Multiple sources within the industry say they believe that the out-of-state wine-shipping charges against Empire Wine stem directly from the upstate retailer’s refusal to cooperate in the 2013 investigation of distributor Winebow. A source with knowledge of that investigation confirmed that Empire Wine was the recipient of an illegal discount, not offered to other retailers, on Winebow’s allotment of Duckhorn Napa Cabernet, and that the NYSLA was displeased with Empire’s insufficient cooperation. “This appears to be somewhat of a retribution situation,” the source said.

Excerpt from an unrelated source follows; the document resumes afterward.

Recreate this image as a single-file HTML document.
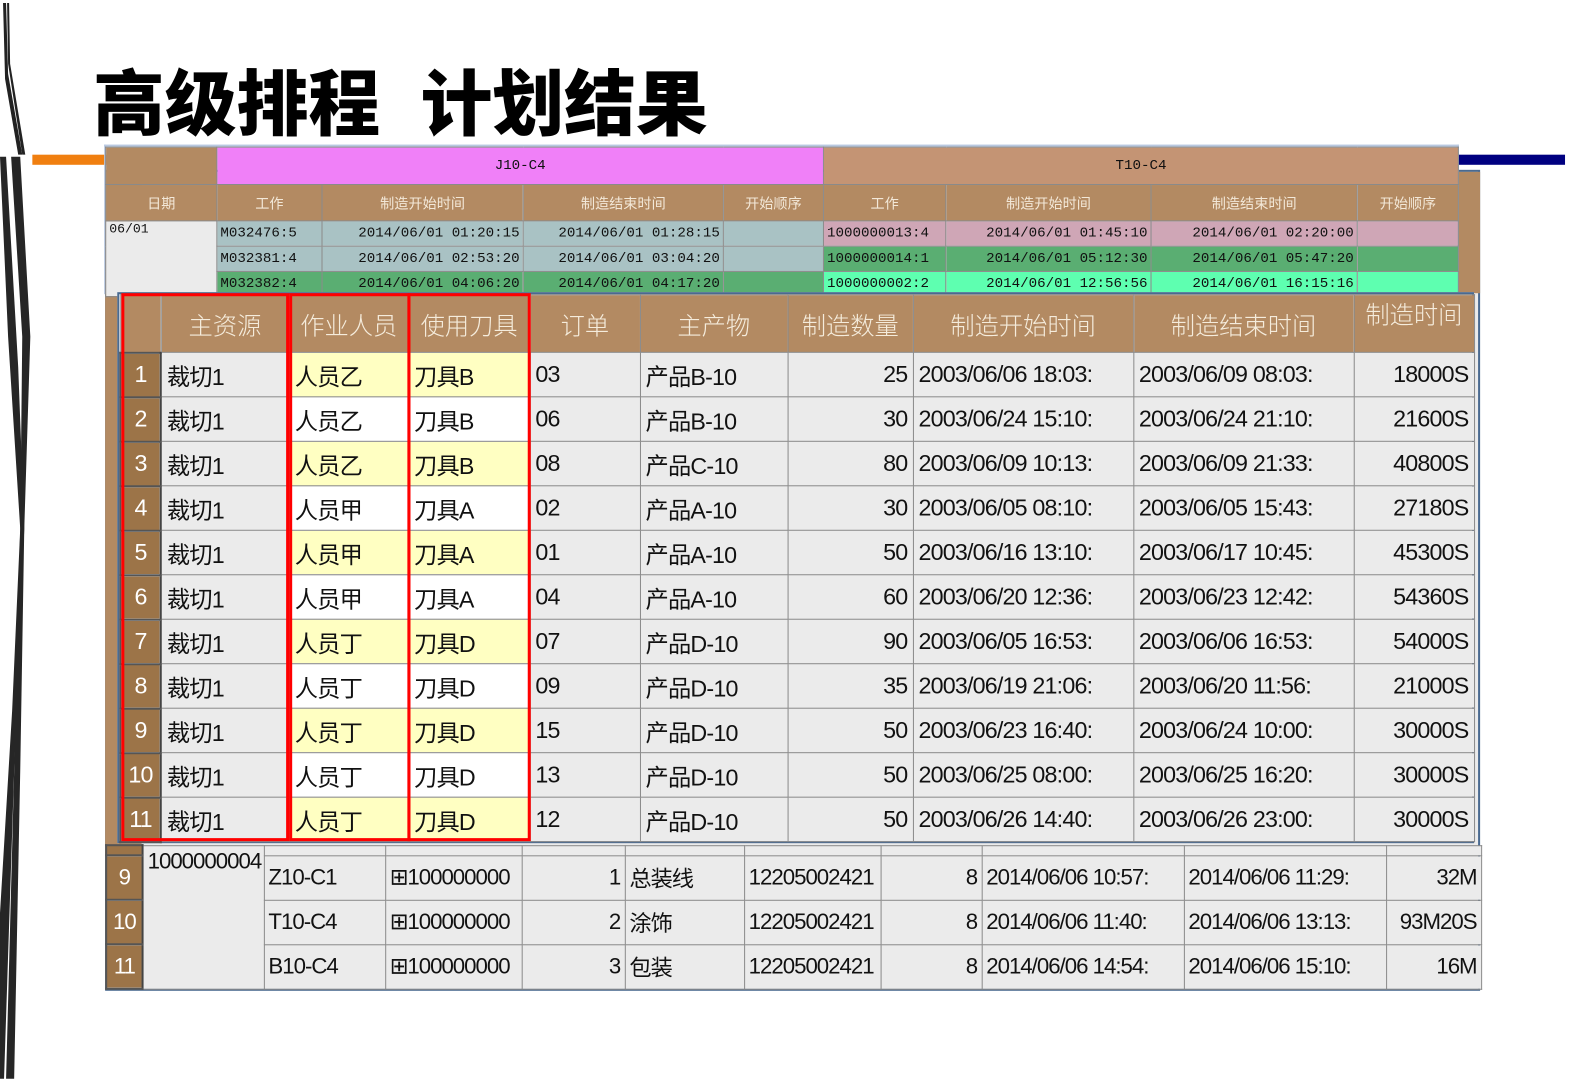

Empire Wine owner Brad Junco said that the retailer had never received a complaint or cease-and-desist order from any of the states to which they had shipped wine, and Rosen wouldn't say what sparked the investigation. “We didn’t look for this,” Rosen said of the charges against Empire Wine. “There are reasons that Empire came to our attention that I won’t go into.”
Wine retailer Daniel Posner in his store. He is one of many who fear the NYSLA will cripple his business.
The case has added to a culture of fear. “Why don’t we have the freedom to just make a living? You’re always panic-stricken to do anything because you don’t want Big Brother watching you,” said Bertoline’s Vesce. “Everybody’s afraid [to talk] because then they’ll watch you like a hawk, and every little infraction, they’ll nab you.”
Multiple industry members complain that their fear of investigation leaves them little recourse for trying to change the new regulations.
Rosen feels unfairly maligned but is standing his ground. “[Empire Wine] has been calling politicians and trying to exert political influence over this office,” said Rosen. “That won’t work with me. I didn’t come here to do anything less than the right thing.”
For consumers, however, both in New York and beyond, “the right thing” may have an unpleasant ramification: It could get harder to buy the wines they want. But Rosen is steadfast. He offers this advice to unhappy licensees and wine lovers: “If someone thinks we’re wrong, the proper route is to comply with the law and mobilize to seek legislation to change it, and that hasn’t happened in New York.”